Extracted records
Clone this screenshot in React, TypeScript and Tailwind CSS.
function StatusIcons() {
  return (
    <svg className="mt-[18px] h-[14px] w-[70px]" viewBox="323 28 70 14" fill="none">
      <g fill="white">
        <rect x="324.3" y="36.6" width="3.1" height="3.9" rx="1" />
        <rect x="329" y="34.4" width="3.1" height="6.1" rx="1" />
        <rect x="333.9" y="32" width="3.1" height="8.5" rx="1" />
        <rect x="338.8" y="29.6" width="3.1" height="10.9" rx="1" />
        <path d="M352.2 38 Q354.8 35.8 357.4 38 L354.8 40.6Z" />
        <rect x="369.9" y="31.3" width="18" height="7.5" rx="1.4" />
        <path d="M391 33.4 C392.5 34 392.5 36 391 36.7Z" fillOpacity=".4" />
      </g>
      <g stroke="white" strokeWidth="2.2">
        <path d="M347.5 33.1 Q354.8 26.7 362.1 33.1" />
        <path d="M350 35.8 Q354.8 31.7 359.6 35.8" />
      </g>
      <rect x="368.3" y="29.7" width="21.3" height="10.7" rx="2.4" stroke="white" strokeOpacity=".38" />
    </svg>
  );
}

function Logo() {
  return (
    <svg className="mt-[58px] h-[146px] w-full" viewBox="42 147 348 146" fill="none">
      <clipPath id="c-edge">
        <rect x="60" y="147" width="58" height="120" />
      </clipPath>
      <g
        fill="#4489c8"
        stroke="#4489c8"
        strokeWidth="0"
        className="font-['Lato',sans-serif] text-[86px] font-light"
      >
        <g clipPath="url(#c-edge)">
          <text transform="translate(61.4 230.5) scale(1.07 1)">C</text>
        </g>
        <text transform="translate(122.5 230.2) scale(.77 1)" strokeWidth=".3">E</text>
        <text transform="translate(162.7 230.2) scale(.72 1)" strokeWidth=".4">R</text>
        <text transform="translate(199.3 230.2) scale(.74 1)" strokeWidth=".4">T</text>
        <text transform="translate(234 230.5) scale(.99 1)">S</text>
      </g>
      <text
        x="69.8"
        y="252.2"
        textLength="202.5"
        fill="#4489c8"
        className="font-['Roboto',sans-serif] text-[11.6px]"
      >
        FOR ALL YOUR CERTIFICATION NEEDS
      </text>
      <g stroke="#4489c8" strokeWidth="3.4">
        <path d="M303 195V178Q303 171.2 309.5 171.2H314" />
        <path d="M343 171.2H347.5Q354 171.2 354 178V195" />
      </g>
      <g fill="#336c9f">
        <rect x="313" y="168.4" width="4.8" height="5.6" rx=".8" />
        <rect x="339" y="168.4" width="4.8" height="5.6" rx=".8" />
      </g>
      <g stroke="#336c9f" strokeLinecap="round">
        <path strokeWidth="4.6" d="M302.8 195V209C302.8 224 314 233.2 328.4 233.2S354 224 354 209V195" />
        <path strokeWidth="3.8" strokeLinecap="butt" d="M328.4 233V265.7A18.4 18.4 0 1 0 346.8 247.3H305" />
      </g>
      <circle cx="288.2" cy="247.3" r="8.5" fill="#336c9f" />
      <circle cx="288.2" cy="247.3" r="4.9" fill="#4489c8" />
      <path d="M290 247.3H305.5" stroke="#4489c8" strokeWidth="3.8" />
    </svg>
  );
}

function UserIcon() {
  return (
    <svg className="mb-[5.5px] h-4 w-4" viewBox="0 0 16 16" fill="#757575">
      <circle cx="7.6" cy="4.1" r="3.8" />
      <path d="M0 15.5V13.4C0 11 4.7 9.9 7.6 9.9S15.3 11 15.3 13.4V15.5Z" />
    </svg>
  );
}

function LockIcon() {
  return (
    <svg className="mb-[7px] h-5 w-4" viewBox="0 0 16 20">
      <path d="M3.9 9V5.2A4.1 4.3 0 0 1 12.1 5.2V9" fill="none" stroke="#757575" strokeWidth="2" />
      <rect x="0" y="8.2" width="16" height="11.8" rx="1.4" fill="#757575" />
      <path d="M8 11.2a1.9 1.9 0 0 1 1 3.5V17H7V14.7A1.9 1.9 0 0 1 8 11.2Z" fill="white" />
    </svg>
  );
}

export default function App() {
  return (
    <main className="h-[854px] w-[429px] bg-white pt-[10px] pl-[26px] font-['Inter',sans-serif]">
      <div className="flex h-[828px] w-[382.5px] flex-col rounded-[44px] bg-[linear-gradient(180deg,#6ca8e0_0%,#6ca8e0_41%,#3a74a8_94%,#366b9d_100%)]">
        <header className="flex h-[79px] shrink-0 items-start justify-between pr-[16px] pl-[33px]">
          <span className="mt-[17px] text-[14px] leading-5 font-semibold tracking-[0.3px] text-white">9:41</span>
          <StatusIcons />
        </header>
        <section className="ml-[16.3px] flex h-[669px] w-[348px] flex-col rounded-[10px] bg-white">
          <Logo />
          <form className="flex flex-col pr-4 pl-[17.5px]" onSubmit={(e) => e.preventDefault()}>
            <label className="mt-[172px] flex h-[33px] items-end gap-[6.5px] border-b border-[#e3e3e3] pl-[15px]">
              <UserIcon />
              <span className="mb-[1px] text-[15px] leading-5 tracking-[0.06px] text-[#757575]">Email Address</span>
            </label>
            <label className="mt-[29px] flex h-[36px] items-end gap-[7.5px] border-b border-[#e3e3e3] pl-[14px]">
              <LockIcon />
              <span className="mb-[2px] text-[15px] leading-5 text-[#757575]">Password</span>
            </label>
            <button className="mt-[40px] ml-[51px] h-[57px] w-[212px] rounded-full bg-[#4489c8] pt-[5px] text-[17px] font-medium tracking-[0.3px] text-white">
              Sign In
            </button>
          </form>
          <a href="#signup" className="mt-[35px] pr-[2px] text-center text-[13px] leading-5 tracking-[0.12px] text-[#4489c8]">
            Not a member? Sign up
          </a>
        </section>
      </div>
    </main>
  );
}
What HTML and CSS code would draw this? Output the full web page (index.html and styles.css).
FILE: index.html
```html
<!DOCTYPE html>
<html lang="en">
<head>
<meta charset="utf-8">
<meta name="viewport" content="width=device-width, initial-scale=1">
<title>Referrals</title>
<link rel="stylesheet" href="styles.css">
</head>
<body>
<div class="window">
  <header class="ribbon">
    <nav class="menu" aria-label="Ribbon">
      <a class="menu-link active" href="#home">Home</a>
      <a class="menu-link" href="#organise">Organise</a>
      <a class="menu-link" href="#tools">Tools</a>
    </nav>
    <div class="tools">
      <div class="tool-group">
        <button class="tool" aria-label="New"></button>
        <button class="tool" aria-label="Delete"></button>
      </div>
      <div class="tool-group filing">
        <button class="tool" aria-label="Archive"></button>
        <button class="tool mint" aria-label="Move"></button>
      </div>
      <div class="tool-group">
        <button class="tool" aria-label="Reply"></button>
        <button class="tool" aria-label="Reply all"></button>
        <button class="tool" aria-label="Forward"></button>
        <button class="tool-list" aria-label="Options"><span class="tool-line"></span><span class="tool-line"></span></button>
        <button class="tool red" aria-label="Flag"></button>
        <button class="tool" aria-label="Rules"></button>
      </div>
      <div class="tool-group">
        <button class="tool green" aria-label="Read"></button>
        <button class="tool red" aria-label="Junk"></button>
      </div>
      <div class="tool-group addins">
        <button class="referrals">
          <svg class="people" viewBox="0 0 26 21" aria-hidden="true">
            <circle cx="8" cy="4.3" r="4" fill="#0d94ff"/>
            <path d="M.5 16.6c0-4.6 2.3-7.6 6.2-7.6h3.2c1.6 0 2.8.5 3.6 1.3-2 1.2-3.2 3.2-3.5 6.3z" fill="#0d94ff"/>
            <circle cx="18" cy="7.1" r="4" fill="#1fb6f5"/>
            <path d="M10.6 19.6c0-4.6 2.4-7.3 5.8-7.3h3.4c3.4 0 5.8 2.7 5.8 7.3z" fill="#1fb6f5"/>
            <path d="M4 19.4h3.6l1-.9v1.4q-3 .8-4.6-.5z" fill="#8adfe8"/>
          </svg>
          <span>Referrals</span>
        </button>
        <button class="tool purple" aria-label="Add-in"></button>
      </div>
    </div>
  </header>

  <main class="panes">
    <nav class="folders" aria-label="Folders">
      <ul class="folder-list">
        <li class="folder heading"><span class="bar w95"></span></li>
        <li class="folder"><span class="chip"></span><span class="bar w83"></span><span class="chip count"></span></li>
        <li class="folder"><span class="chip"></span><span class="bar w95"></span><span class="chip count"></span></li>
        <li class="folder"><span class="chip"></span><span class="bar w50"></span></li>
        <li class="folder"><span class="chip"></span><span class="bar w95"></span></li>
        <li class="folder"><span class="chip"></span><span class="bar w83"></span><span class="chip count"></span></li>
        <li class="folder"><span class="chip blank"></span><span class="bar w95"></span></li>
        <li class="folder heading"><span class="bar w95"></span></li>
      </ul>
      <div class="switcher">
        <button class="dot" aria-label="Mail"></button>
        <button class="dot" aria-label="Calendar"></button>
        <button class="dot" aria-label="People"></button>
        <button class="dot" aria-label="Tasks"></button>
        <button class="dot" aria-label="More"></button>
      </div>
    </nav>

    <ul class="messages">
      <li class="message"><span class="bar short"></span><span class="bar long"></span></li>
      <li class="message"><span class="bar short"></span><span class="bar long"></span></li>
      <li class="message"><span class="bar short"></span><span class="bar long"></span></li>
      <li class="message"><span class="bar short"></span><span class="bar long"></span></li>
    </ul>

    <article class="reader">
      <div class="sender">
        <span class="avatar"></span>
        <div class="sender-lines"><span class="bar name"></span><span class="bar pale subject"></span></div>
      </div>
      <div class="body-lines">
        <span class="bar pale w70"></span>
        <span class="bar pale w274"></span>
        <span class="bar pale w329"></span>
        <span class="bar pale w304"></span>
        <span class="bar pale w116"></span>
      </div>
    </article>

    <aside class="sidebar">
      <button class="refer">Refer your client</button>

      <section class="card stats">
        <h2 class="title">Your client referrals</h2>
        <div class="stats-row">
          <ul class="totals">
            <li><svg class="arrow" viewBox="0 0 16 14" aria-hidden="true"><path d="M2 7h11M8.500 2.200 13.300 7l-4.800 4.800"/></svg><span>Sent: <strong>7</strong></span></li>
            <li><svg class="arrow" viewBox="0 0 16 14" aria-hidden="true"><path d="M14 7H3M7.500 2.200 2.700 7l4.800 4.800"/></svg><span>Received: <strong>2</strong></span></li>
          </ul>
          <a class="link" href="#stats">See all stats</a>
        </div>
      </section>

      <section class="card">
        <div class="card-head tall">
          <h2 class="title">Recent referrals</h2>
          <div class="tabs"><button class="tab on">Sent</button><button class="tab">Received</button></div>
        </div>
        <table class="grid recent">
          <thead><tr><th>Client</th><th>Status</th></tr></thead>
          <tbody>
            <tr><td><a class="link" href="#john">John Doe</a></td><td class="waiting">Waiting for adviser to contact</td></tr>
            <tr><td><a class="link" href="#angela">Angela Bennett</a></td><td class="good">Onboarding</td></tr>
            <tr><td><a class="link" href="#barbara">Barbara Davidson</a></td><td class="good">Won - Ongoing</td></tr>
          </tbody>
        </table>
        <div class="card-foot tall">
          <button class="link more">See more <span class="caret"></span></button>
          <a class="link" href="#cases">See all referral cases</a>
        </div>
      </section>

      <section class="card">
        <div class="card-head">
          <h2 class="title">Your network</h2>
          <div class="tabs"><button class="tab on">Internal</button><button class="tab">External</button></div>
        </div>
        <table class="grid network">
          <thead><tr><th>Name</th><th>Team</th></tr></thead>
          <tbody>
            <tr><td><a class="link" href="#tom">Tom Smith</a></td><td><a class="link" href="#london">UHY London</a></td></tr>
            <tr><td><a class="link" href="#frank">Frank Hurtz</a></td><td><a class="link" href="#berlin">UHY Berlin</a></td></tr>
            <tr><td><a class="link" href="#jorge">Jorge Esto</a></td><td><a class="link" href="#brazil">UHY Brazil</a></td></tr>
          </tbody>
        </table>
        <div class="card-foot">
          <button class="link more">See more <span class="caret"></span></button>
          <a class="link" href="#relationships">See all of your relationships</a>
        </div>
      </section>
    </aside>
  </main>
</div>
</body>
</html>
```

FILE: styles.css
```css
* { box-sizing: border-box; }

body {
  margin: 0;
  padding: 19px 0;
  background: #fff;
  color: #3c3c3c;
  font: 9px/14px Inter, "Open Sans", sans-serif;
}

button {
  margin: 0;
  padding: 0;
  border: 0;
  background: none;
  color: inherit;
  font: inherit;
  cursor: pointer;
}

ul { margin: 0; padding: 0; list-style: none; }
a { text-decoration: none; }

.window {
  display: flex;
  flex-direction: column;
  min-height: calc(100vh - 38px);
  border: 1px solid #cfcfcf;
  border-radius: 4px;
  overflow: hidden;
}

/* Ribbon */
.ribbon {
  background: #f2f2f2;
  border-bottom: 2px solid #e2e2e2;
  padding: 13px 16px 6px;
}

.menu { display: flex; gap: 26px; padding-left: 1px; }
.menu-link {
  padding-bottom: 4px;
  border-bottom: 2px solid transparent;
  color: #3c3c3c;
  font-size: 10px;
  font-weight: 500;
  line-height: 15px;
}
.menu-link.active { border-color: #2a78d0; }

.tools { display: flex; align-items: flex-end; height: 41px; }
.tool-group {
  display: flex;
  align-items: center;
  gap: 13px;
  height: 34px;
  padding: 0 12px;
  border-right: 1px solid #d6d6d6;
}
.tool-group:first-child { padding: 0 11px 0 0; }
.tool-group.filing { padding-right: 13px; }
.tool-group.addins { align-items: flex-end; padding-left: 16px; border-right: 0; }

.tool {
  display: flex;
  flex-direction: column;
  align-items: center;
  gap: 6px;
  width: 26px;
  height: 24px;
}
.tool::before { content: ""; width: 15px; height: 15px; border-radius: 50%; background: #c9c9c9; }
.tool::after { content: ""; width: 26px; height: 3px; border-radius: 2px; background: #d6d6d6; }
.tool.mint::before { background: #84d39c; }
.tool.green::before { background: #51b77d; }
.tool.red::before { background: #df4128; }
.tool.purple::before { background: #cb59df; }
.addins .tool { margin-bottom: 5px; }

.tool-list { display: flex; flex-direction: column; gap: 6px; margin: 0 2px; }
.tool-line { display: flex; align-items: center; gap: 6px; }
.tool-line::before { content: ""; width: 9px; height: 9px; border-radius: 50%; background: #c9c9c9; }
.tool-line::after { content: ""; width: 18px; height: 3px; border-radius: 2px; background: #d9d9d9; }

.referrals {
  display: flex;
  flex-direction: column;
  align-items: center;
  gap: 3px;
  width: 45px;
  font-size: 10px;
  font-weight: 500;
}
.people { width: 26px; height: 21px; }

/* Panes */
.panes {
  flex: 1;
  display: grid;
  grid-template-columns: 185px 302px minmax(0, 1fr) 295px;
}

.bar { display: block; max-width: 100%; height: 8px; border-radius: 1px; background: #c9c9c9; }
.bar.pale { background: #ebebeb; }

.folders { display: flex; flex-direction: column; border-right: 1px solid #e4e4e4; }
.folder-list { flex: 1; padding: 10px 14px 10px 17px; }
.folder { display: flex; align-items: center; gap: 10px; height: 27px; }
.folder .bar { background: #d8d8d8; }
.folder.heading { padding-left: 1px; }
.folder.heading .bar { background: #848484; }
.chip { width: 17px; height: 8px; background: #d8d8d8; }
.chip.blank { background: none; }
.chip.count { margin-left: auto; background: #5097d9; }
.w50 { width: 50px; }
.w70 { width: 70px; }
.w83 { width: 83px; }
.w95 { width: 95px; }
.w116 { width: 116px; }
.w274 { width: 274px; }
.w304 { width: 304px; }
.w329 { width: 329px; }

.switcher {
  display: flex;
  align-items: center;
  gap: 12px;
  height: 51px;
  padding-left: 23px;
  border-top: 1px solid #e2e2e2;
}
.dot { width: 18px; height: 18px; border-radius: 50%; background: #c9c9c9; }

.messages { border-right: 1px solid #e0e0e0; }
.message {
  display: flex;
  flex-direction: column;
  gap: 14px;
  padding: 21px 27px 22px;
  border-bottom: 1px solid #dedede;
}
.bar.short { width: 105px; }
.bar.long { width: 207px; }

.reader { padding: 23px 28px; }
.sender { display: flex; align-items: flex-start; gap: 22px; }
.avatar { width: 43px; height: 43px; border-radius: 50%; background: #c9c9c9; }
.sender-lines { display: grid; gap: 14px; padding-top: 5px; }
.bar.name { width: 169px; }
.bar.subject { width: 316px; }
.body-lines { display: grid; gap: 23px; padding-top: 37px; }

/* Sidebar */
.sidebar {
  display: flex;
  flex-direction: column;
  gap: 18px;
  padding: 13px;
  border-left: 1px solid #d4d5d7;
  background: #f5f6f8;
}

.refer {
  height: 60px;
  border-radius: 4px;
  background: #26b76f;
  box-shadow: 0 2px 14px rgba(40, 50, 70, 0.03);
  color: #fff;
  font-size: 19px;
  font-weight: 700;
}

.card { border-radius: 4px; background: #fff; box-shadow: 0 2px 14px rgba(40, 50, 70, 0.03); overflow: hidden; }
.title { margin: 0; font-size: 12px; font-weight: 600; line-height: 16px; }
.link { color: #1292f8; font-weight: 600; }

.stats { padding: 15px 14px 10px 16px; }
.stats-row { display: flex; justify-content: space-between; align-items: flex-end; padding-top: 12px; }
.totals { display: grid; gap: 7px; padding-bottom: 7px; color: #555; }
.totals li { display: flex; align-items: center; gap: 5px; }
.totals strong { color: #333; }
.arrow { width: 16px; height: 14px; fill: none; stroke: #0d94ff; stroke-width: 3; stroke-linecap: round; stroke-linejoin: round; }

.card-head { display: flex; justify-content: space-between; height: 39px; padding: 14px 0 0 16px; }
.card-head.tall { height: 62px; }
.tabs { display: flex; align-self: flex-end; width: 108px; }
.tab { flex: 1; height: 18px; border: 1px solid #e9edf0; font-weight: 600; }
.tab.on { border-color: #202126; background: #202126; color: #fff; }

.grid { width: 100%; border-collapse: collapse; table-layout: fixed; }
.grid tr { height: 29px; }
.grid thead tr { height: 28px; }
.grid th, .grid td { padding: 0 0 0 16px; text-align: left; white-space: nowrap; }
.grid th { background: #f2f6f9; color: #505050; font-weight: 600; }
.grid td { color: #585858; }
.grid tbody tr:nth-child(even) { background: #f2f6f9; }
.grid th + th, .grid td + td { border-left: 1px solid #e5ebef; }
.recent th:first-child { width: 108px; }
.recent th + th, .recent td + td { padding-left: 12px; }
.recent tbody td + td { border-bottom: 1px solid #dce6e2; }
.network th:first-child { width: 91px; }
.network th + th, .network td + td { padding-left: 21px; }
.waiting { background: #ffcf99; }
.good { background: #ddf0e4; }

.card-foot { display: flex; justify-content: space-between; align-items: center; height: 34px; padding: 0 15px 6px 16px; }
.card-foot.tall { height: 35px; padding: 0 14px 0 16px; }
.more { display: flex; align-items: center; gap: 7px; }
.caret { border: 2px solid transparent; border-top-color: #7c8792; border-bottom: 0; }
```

**Task to complete:** Show every line that contains the word "styles".

**Finished answer:**
What HTML and CSS code would draw this? Output the full web page (index.html and styles.css).
<link rel="stylesheet" href="styles.css">
FILE: styles.css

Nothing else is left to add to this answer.